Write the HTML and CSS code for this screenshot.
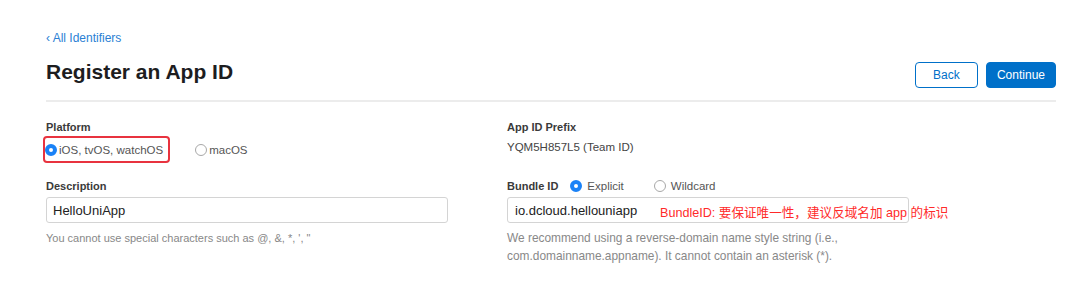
FILE: index.html
```html
<!DOCTYPE html>
<html lang="en">
<head>
  <meta charset="UTF-8" />
  <title>Register an App ID</title>
  <link rel="stylesheet" href="styles.css">
</head>
<body>
  <div class="page">
    <a href="#" class="back-link">&lsaquo; All Identifiers</a>

    <div class="header">
      <h1>Register an App ID</h1>
      <div class="actions">
        <button class="btn btn-outline">Back</button>
        <button class="btn btn-primary">Continue</button>
      </div>
    </div>

    <div class="divider"></div>

    <div class="form-grid">
      <div class="field">
        <div class="label">Platform</div>
        <div class="radio-row">
          <label class="radio marked"><input type="radio" name="platform" checked> iOS, tvOS, watchOS</label>
          <label class="radio"><input type="radio" name="platform"> macOS</label>
        </div>
      </div>

      <div class="field">
        <div class="label">App ID Prefix</div>
        <div class="value">YQM5H857L5 (Team ID)</div>
      </div>

      <div class="field">
        <div class="label">Description</div>
        <input type="text" class="text-input" value="HelloUniApp">
        <p class="hint">You cannot use special characters such as @, &amp;, *, ', "</p>
      </div>

      <div class="field">
        <div class="label-row">
          <span class="label">Bundle ID</span>
          <label class="radio"><input type="radio" name="bundle" checked> Explicit</label>
          <label class="radio"><input type="radio" name="bundle"> Wildcard</label>
        </div>
        <div class="input-wrap">
          <input type="text" class="text-input" value="io.dcloud.hellouniapp">
          <span class="note">BundleID: 要保证唯一性，建议反域名加 app 的标识</span>
        </div>
        <p class="hint hint-wide">We recommend using a reverse-domain name style string (i.e.,<br>com.domainname.appname). It cannot contain an asterisk (*).</p>
      </div>
    </div>
  </div>
</body>
</html>
```

FILE: styles.css
```css
body {
  margin: 0;
  background: #ffffff;
  font-family: "Liberation Sans", Arial, "Noto Sans CJK SC", sans-serif;
  color: #333333;
}

.page {
  padding: 31px 31px 0 46px;
}

.back-link {
  display: block;
  font-size: 12px;
  line-height: 14px;
  color: #2b7fd4;
  text-decoration: none;
}

.header {
  display: flex;
  justify-content: space-between;
  align-items: flex-start;
  margin-top: 17px;
}

.header h1 {
  margin: 0;
  font-size: 21px;
  line-height: 20px;
  font-weight: 700;
  color: #1d1d1f;
}

.actions {
  display: flex;
  gap: 8px;
}

.btn {
  height: 26px;
  min-width: 63px;
  padding: 0 10px;
  border-radius: 4px;
  font-size: 12px;
  font-family: inherit;
  box-sizing: border-box;
  cursor: pointer;
}

.btn-outline {
  background: #ffffff;
  border: 1px solid #0070c9;
  color: #0070c9;
}

.btn-primary {
  background: #0070c9;
  border: 1px solid #0070c9;
  color: #ffffff;
}

.divider {
  height: 2px;
  background: #ececec;
  margin-top: 12px;
}

.form-grid {
  display: grid;
  grid-template-columns: 461px 1fr;
  row-gap: 16px;
  margin-top: 18px;
}

.label {
  font-size: 11px;
  line-height: 14px;
  font-weight: 700;
  color: #3a3a3a;
}

.value {
  margin-top: 6px;
  font-size: 11.5px;
  line-height: 14px;
  color: #444444;
}

.radio-row {
  display: flex;
  align-items: center;
  gap: 25px;
  margin-top: 2px;
}

.radio {
  display: inline-flex;
  align-items: center;
  font-size: 11.5px;
  line-height: 14px;
  color: #555555;
}

.radio input {
  appearance: none;
  -webkit-appearance: none;
  width: 12px;
  height: 12px;
  margin: 0 2px 0 0;
  border: 1px solid #a8a8a8;
  border-radius: 50%;
  background: #ffffff;
  box-sizing: border-box;
}

.radio input:checked {
  border: 4px solid #1a82f7;
  background: #ffffff;
}

.radio.marked {
  margin-left: -3px;
  height: 27px;
  padding: 0 5px 0 0;
  border: 2px solid #e8333f;
  border-radius: 4px;
  box-sizing: border-box;
}

.label-row {
  display: flex;
  align-items: center;
  height: 14px;
}

.label-row .label {
  margin-right: 12px;
}

.label-row .radio + .radio {
  margin-left: 30px;
}

.label-row .radio input {
  margin-right: 5px;
}

.text-input {
  display: block;
  width: 402px;
  height: 26px;
  margin-top: 4px;
  padding: 0 7px;
  border: 1px solid #d4d4d4;
  border-radius: 3px;
  font-size: 13px;
  font-family: inherit;
  color: #222222;
  box-sizing: border-box;
}

.field > .text-input {
  padding-left: 6px;
}

.input-wrap {
  position: relative;
}

.note {
  position: absolute;
  left: 153px;
  top: 3px;
  height: 26px;
  line-height: 26px;
  font-size: 12.6px;
  color: #ff2a2a;
  white-space: nowrap;
}

.hint {
  margin: 6px 0 0;
  font-size: 11px;
  line-height: 18px;
  color: #888888;
}

.hint-wide {
  font-size: 11.9px;
}
```
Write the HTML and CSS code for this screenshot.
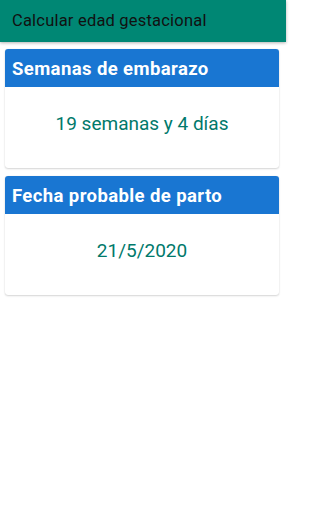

+===+

#### Problem to solve
Reproduce every entry word for word, but skip any pictures.

#### The output
Write the HTML and CSS code for this screenshot.
FILE: index.html
```html
<!DOCTYPE html>
<html lang="en">
<head>
  <meta charset="UTF-8" />
  <title>Register an App ID</title>
  <link rel="stylesheet" href="styles.css">
</head>
<body>
  <div class="page">
    <a href="#" class="back-link">&lsaquo; All Identifiers</a>

    <div class="header">
      <h1>Register an App ID</h1>
      <div class="actions">
        <button class="btn btn-outline">Back</button>
        <button class="btn btn-primary">Continue</button>
      </div>
    </div>

    <div class="divider"></div>

    <div class="form-grid">
      <div class="field">
        <div class="label">Platform</div>
        <div class="radio-row">
          <label class="radio marked"><input type="radio" name="platform" checked> iOS, tvOS, watchOS</label>
          <label class="radio"><input type="radio" name="platform"> macOS</label>
        </div>
      </div>

      <div class="field">
        <div class="label">App ID Prefix</div>
        <div class="value">YQM5H857L5 (Team ID)</div>
      </div>

      <div class="field">
        <div class="label">Description</div>
        <input type="text" class="text-input" value="HelloUniApp">
        <p class="hint">You cannot use special characters such as @, &amp;, *, ', "</p>
      </div>

      <div class="field">
        <div class="label-row">
          <span class="label">Bundle ID</span>
          <label class="radio"><input type="radio" name="bundle" checked> Explicit</label>
          <label class="radio"><input type="radio" name="bundle"> Wildcard</label>
        </div>
        <div class="input-wrap">
          <input type="text" class="text-input" value="io.dcloud.hellouniapp">
          <span class="note">BundleID: 要保证唯一性，建议反域名加 app 的标识</span>
        </div>
        <p class="hint hint-wide">We recommend using a reverse-domain name style string (i.e.,<br>com.domainname.appname). It cannot contain an asterisk (*).</p>
      </div>
    </div>
  </div>
</body>
</html>
```

FILE: styles.css
```css
body {
  margin: 0;
  background: #ffffff;
  font-family: "Liberation Sans", Arial, "Noto Sans CJK SC", sans-serif;
  color: #333333;
}

.page {
  padding: 31px 31px 0 46px;
}

.back-link {
  display: block;
  font-size: 12px;
  line-height: 14px;
  color: #2b7fd4;
  text-decoration: none;
}

.header {
  display: flex;
  justify-content: space-between;
  align-items: flex-start;
  margin-top: 17px;
}

.header h1 {
  margin: 0;
  font-size: 21px;
  line-height: 20px;
  font-weight: 700;
  color: #1d1d1f;
}

.actions {
  display: flex;
  gap: 8px;
}

.btn {
  height: 26px;
  min-width: 63px;
  padding: 0 10px;
  border-radius: 4px;
  font-size: 12px;
  font-family: inherit;
  box-sizing: border-box;
  cursor: pointer;
}

.btn-outline {
  background: #ffffff;
  border: 1px solid #0070c9;
  color: #0070c9;
}

.btn-primary {
  background: #0070c9;
  border: 1px solid #0070c9;
  color: #ffffff;
}

.divider {
  height: 2px;
  background: #ececec;
  margin-top: 12px;
}

.form-grid {
  display: grid;
  grid-template-columns: 461px 1fr;
  row-gap: 16px;
  margin-top: 18px;
}

.label {
  font-size: 11px;
  line-height: 14px;
  font-weight: 700;
  color: #3a3a3a;
}

.value {
  margin-top: 6px;
  font-size: 11.5px;
  line-height: 14px;
  color: #444444;
}

.radio-row {
  display: flex;
  align-items: center;
  gap: 25px;
  margin-top: 2px;
}

.radio {
  display: inline-flex;
  align-items: center;
  font-size: 11.5px;
  line-height: 14px;
  color: #555555;
}

.radio input {
  appearance: none;
  -webkit-appearance: none;
  width: 12px;
  height: 12px;
  margin: 0 2px 0 0;
  border: 1px solid #a8a8a8;
  border-radius: 50%;
  background: #ffffff;
  box-sizing: border-box;
}

.radio input:checked {
  border: 4px solid #1a82f7;
  background: #ffffff;
}

.radio.marked {
  margin-left: -3px;
  height: 27px;
  padding: 0 5px 0 0;
  border: 2px solid #e8333f;
  border-radius: 4px;
  box-sizing: border-box;
}

.label-row {
  display: flex;
  align-items: center;
  height: 14px;
}

.label-row .label {
  margin-right: 12px;
}

.label-row .radio + .radio {
  margin-left: 30px;
}

.label-row .radio input {
  margin-right: 5px;
}

.text-input {
  display: block;
  width: 402px;
  height: 26px;
  margin-top: 4px;
  padding: 0 7px;
  border: 1px solid #d4d4d4;
  border-radius: 3px;
  font-size: 13px;
  font-family: inherit;
  color: #222222;
  box-sizing: border-box;
}

.field > .text-input {
  padding-left: 6px;
}

.input-wrap {
  position: relative;
}

.note {
  position: absolute;
  left: 153px;
  top: 3px;
  height: 26px;
  line-height: 26px;
  font-size: 12.6px;
  color: #ff2a2a;
  white-space: nowrap;
}

.hint {
  margin: 6px 0 0;
  font-size: 11px;
  line-height: 18px;
  color: #888888;
}

.hint-wide {
  font-size: 11.9px;
}
```
Write the HTML and CSS code for this screenshot.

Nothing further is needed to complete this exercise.